Great-circle distance handles long over-water or transcontinental legs accurately. Glide distance estimates how far an airplane can travel from a given altitude at best-glide L/D, useful for engine-out planning and for picking realistic emergency-landing spots. On the marine side, hull speed estimates the displacement-hull theoretical maximum, boat-fuel sizes a passage tank reserve, anchor scope returns the rode length for the right holding ratio in the actual depth and weather, trailer GVWR confirms a tow rig is within rating, and a marine wet-bulb tool helps with offshore heat planning. Every tool on this page is informational only and is not a substitute for the aircraft POH/AFM, current charts, official weather briefings, NOTAMs, FAA/EASA/Transport Canada regulatory guidance, the boat’s loading manual, or current marine charts and tide tables.
Verify every number against the official source before flying or sailing; these calculators help you plan and double-check, not replace the documents that actually govern the operation.
When to Use a Aviation & Marine Calculator
- Computing weight, center-of-gravity, and envelope check before loading passengers, baggage, and fuel into a light GA aircraft
- Converting pressure altitude and OAT into density altitude before a hot-day or high-elevation departure
- Breaking reported wind into headwind and crosswind components against the POH/AFM demonstrated crosswind limit
- Estimating top-of-descent distance for a stabilized descent at a chosen rate and groundspeed
- Estimating glide distance from cruise altitude at best L/D for engine-out planning and emergency-field selection
- Sizing anchor scope for the actual depth, freeboard, and expected weather at a chosen holding ratio
- Verifying a trailer-boat tow rig stays within GVWR, GCWR, and tongue-weight limits before getting on the highway
Frequently Asked Questions
Are these aviation and marine calculators safe to use for actual flight or passage planning?
They are informational only and are designed to help you plan, double-check, and learn the underlying math; they are not a substitute for the aircraft’s POH/AFM, the boat’s loading manual, current aeronautical or nautical charts, official weather briefings, NOTAMs, tide and current tables, or the regulatory guidance issued by the FAA, EASA, Transport Canada, or your national authority. Always cross-check every number against the official source for the specific aircraft, vessel, route, and conditions before operating. If a calculated figure disagrees with the official document, the official document wins, every time.
Why is density altitude such a big deal on hot or high days?
Because the wing produces lift, the propeller produces thrust, and the normally aspirated engine produces power all in proportion to the density of the air the airplane is actually flying through, not the elevation on the field diagram. A 5,000-foot field on a 95 °F summer day can have a density altitude over 8,500 feet, which can lengthen the takeoff roll 50% or more, flatten the climb gradient, and turn a marginal departure into a fence-clipping one.
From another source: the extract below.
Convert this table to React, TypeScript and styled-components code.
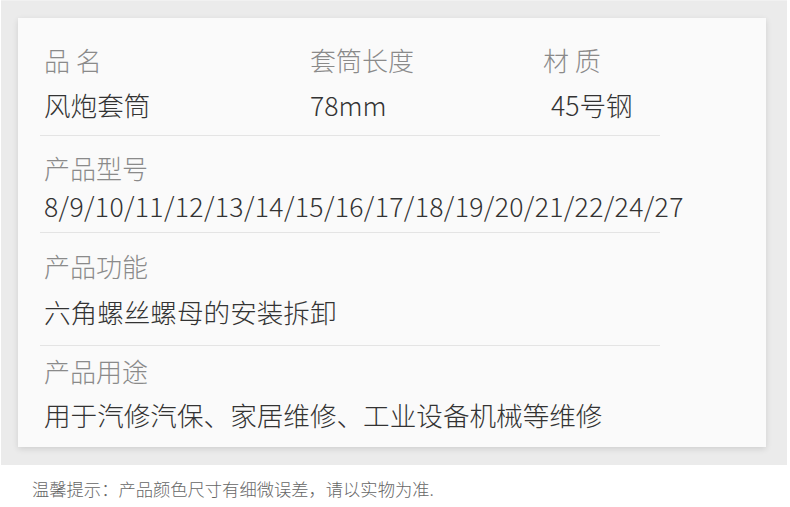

The density-altitude calculator returns the figure you should be planning against, but you must then go back to the performance section of the POH/AFM (or the manufacturer’s supplements) to read the actual takeoff-roll, climb-rate, and landing-distance numbers for that density altitude, weight, and runway condition.
How conservative should I be on fuel reserves?
At minimum, comply with the legal reserve in your jurisdiction: typically 30 minutes day VFR, 45 minutes night VFR or IFR for civil aircraft in the U.S., with additional requirements for IFR alternates. In practice, treat legal reserves as a floor, not a target. Wind forecasts can be wrong by 20+ knots, ATC can vector you long, alternates can go below minimums, and the only fuel that matters is what is in the tanks, not on the flight plan. The fuel-burn-range tool is a planning aid; pad it with a margin that fits the trip, the weather, and your honest assessment of the diversion options, and always verify the burn-rate assumption against the POH/AFM and recent leg data for the specific airplane.
What anchor scope should I actually use?
The traditional rule is 7:1 scope (rode length to depth-plus-freeboard) for an overnight anchorage in settled weather with all-chain or mixed rode, going to 10:1 or more as wind and sea build. Short scope (3:1 or 4:1) is sometimes acceptable for a lunch stop in calm conditions but holds poorly the moment the wind picks up. The calculator returns the rode length for your chosen ratio in the actual measured depth at high water plus your bow freeboard, but the choice of ratio is a judgement call that depends on holding ground, swing room, expected weather, and the type and weight of your ground tackle. Always verify against current local charts, tide tables, and the conditions you observe on site.